━━ MATERIAL ━━
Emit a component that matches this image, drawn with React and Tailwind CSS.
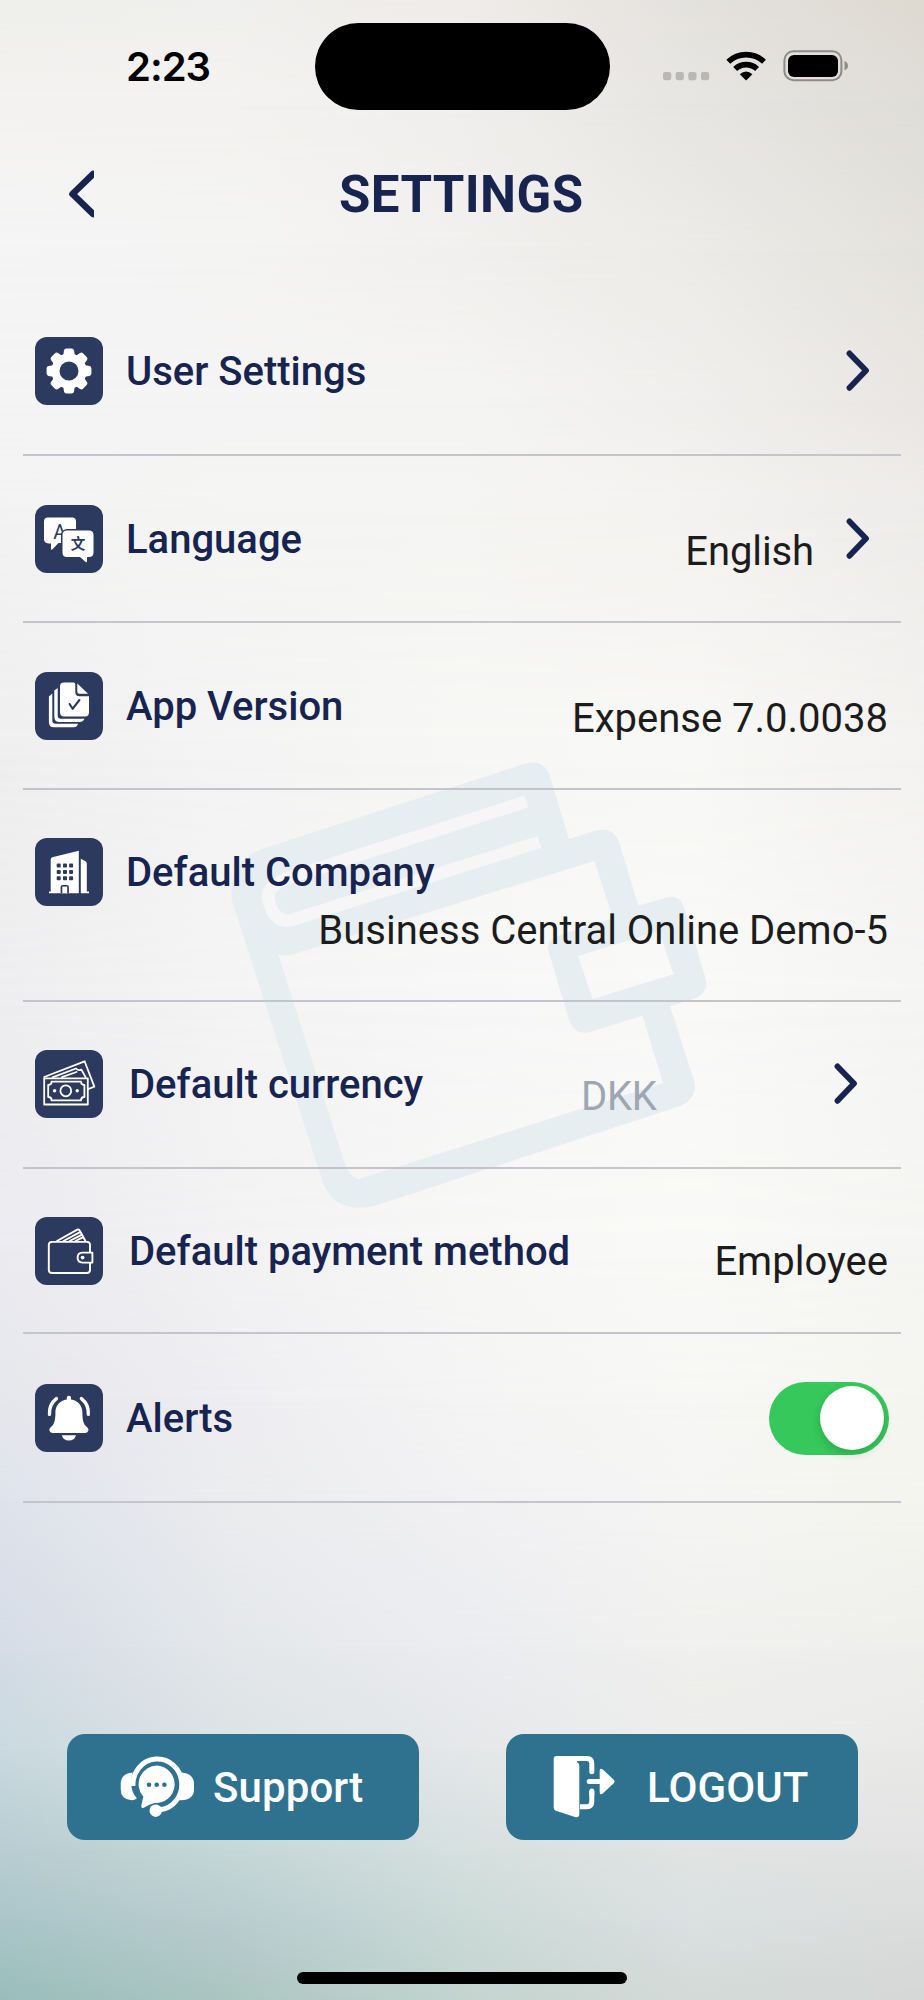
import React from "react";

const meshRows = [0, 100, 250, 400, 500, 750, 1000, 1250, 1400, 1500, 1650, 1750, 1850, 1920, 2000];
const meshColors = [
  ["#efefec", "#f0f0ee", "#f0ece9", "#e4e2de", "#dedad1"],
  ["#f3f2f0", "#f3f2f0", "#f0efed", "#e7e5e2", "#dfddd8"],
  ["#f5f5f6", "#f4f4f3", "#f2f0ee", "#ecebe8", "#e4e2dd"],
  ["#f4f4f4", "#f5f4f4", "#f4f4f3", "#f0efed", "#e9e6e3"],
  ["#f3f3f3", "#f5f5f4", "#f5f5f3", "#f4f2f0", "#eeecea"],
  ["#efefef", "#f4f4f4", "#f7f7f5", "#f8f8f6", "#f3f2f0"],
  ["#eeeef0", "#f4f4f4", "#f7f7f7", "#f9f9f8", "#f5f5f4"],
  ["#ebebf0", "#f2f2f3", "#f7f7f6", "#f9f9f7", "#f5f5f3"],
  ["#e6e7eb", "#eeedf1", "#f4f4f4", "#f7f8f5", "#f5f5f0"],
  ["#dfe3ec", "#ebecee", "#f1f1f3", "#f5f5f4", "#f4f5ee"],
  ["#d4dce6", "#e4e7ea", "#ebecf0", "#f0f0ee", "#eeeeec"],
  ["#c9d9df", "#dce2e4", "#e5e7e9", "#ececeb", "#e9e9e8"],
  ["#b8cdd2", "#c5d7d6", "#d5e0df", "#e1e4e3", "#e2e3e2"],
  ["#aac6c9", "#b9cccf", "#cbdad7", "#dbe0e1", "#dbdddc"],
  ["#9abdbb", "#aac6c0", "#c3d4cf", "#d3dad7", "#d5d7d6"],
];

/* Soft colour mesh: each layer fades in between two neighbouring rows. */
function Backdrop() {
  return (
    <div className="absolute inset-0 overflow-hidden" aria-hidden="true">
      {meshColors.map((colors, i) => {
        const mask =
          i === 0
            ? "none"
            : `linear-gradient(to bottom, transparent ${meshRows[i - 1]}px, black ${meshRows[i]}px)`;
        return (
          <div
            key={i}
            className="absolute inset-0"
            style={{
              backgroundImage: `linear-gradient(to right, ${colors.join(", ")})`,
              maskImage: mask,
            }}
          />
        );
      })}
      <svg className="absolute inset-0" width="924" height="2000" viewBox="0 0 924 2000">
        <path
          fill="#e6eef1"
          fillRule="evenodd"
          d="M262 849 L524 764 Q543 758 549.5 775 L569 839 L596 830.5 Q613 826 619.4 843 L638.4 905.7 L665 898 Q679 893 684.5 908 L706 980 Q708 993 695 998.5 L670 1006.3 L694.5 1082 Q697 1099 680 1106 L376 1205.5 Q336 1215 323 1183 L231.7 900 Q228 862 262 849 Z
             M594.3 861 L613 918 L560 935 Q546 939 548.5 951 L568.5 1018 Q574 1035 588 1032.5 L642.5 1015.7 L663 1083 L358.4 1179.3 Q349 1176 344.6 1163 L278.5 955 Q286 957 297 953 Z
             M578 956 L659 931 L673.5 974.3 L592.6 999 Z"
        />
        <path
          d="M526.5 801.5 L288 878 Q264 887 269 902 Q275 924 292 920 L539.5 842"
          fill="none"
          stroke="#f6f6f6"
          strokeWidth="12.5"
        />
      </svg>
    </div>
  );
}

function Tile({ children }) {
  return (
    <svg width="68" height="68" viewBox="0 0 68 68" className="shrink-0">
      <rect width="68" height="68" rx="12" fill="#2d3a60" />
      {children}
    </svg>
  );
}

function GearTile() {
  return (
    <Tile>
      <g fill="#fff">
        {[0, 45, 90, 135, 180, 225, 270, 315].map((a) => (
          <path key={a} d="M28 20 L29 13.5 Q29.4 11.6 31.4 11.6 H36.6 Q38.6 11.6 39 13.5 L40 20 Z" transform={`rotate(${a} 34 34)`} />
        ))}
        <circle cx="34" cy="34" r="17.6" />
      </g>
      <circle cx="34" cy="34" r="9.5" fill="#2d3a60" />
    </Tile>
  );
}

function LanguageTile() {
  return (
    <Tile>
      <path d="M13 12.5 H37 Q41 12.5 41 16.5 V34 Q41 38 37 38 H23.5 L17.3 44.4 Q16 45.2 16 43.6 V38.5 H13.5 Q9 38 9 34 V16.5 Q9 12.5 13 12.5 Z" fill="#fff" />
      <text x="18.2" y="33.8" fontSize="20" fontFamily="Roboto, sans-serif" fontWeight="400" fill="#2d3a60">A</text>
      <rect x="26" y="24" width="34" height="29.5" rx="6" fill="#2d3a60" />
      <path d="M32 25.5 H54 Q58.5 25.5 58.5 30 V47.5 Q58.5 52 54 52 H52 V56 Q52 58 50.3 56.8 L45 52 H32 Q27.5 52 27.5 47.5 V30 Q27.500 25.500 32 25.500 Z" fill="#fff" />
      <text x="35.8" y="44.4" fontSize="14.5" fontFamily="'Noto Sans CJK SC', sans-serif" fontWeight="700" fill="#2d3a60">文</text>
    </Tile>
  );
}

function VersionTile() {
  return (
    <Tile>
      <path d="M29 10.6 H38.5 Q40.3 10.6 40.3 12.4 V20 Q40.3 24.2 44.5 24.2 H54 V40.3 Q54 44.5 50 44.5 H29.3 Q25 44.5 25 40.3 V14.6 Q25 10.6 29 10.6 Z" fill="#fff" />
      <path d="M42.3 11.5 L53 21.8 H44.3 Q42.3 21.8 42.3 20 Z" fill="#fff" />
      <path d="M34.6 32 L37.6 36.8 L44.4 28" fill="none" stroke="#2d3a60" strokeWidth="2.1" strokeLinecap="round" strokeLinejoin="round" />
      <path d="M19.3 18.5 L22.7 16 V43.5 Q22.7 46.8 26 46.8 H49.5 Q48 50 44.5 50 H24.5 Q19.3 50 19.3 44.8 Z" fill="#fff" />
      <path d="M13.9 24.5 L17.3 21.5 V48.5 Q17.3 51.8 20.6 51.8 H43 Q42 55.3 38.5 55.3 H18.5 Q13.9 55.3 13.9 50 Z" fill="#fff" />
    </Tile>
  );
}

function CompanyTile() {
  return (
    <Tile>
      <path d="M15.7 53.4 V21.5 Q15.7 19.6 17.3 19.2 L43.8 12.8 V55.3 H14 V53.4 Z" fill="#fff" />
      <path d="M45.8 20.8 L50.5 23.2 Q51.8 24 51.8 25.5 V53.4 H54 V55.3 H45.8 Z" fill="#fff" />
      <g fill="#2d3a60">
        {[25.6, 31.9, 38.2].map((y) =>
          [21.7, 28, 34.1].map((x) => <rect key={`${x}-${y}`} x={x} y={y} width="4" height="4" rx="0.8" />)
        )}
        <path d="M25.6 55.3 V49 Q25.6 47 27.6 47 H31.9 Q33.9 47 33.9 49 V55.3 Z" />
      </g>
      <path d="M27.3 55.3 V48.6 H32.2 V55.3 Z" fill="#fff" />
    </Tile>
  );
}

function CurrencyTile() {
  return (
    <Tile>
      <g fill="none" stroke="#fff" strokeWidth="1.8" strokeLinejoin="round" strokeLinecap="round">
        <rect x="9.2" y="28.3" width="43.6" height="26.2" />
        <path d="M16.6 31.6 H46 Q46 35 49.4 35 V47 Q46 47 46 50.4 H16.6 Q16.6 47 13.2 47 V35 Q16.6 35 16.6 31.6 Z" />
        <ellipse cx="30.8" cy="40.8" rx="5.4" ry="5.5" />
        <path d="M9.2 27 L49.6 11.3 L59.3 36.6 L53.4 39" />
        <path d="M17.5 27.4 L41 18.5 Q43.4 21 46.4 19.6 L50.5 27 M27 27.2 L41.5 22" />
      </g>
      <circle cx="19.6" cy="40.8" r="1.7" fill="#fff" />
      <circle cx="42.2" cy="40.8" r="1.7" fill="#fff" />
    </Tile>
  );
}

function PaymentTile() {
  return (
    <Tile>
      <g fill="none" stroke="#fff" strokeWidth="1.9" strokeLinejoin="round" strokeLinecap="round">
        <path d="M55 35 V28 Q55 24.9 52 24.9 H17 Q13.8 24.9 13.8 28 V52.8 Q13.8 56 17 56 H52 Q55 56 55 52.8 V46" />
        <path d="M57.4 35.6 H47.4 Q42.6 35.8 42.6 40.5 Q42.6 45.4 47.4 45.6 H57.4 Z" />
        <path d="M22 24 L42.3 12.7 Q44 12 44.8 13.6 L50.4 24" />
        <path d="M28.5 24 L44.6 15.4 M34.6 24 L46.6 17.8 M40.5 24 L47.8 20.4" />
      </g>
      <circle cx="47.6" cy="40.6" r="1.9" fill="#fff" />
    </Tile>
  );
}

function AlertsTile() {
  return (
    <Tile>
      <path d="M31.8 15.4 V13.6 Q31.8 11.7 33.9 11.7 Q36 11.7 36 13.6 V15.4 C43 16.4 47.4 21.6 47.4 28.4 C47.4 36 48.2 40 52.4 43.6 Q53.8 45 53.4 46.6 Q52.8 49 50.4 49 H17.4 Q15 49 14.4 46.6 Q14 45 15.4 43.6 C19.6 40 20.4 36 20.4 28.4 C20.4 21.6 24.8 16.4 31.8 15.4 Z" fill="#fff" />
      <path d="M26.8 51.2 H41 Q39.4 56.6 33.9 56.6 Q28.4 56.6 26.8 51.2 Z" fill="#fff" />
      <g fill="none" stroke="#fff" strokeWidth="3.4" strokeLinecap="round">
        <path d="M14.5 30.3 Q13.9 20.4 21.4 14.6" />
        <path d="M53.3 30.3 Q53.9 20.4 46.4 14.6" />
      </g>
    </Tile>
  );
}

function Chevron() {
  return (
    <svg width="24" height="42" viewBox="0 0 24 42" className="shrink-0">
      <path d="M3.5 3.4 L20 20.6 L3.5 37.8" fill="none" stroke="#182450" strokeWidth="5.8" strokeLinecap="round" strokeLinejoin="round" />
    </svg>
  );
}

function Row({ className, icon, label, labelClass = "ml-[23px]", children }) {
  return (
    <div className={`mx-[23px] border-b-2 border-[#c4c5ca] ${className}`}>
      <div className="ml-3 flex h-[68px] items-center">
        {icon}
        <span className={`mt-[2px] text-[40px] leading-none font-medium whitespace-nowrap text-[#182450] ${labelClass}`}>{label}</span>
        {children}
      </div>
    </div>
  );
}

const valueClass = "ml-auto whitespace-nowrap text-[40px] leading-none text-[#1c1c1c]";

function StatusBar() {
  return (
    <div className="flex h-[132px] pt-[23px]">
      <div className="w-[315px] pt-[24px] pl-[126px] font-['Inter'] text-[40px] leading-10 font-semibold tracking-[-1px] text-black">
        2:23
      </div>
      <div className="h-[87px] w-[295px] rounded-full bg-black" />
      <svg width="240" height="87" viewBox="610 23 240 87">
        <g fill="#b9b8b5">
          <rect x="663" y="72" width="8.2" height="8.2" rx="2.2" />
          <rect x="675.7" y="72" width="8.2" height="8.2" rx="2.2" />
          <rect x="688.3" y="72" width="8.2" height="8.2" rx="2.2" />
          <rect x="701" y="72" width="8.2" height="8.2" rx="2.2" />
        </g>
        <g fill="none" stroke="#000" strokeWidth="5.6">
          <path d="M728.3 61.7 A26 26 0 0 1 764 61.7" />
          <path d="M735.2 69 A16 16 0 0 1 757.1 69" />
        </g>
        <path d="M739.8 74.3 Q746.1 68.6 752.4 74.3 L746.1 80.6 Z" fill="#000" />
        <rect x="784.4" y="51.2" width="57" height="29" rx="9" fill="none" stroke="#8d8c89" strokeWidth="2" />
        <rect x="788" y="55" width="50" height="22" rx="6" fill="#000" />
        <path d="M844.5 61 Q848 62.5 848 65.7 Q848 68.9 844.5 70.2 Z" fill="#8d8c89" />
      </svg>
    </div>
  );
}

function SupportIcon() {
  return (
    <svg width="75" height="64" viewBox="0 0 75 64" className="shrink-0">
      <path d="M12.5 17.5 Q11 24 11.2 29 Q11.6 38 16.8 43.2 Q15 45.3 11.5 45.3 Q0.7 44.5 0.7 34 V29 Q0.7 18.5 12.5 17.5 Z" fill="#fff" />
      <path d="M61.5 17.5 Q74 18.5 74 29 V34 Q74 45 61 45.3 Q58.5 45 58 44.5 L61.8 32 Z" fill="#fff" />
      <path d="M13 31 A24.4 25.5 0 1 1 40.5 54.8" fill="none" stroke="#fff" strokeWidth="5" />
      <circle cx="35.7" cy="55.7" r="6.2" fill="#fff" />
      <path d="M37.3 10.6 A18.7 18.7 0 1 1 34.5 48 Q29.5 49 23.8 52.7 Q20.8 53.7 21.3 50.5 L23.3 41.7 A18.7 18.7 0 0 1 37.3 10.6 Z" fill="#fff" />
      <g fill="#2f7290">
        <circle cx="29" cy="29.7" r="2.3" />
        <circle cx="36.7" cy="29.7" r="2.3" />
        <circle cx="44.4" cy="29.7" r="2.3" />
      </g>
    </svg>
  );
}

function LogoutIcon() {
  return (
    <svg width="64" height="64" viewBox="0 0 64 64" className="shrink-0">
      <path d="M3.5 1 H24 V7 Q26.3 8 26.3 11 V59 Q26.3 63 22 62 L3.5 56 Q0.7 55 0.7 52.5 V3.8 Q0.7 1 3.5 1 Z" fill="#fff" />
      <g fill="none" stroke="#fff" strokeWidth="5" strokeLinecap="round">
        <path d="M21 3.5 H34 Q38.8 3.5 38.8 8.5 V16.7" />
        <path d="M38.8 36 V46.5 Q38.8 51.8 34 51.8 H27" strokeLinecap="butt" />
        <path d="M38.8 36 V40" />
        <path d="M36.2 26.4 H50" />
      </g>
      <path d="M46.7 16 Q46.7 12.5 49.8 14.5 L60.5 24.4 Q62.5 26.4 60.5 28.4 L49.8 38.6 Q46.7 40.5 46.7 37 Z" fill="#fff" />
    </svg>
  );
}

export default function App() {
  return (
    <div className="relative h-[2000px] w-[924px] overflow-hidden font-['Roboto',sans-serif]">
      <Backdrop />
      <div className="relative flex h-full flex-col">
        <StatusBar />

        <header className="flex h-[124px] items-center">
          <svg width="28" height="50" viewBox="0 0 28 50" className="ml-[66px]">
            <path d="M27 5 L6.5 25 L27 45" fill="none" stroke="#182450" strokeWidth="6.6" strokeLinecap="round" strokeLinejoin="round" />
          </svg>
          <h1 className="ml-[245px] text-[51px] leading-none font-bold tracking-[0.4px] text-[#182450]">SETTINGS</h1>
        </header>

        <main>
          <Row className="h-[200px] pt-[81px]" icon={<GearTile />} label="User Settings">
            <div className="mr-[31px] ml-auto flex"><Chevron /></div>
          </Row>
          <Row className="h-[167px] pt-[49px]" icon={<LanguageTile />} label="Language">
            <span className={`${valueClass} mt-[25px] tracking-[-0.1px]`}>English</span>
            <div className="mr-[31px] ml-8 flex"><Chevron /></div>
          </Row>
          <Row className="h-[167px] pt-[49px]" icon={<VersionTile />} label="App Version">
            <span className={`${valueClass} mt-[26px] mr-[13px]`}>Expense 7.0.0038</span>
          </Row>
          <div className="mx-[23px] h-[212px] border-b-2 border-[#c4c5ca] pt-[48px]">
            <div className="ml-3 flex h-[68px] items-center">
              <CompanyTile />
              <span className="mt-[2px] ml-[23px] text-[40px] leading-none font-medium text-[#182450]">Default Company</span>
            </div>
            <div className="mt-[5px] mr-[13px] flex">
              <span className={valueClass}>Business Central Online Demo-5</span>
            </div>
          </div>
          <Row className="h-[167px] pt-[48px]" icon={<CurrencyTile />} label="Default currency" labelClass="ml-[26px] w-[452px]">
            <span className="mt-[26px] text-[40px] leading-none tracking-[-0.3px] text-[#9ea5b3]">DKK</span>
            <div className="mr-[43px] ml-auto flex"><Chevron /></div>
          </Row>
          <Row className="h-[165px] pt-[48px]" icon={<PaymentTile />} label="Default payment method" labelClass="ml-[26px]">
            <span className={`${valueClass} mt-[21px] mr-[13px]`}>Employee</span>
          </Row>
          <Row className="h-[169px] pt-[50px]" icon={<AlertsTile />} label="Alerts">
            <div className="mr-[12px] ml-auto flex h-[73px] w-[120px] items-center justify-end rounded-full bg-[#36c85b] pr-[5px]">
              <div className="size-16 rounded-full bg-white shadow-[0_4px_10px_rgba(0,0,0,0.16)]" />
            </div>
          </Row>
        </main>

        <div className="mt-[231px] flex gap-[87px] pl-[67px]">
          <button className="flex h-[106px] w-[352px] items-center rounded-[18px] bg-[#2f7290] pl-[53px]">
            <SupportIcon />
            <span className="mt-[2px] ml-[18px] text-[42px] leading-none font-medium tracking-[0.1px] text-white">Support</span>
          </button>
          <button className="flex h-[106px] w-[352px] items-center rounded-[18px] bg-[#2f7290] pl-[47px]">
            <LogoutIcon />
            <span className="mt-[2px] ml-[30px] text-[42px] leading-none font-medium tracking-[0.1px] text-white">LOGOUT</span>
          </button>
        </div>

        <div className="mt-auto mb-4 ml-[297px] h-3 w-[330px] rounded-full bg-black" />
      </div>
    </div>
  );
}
━━━
### WHAT YOU HAVE TO DO
Make an exact copy of the lines from the top of the material through the line with "import React from", pictures excluded.

### RESPONSE
Emit a component that matches this image, drawn with React and Tailwind CSS.
import React from "react";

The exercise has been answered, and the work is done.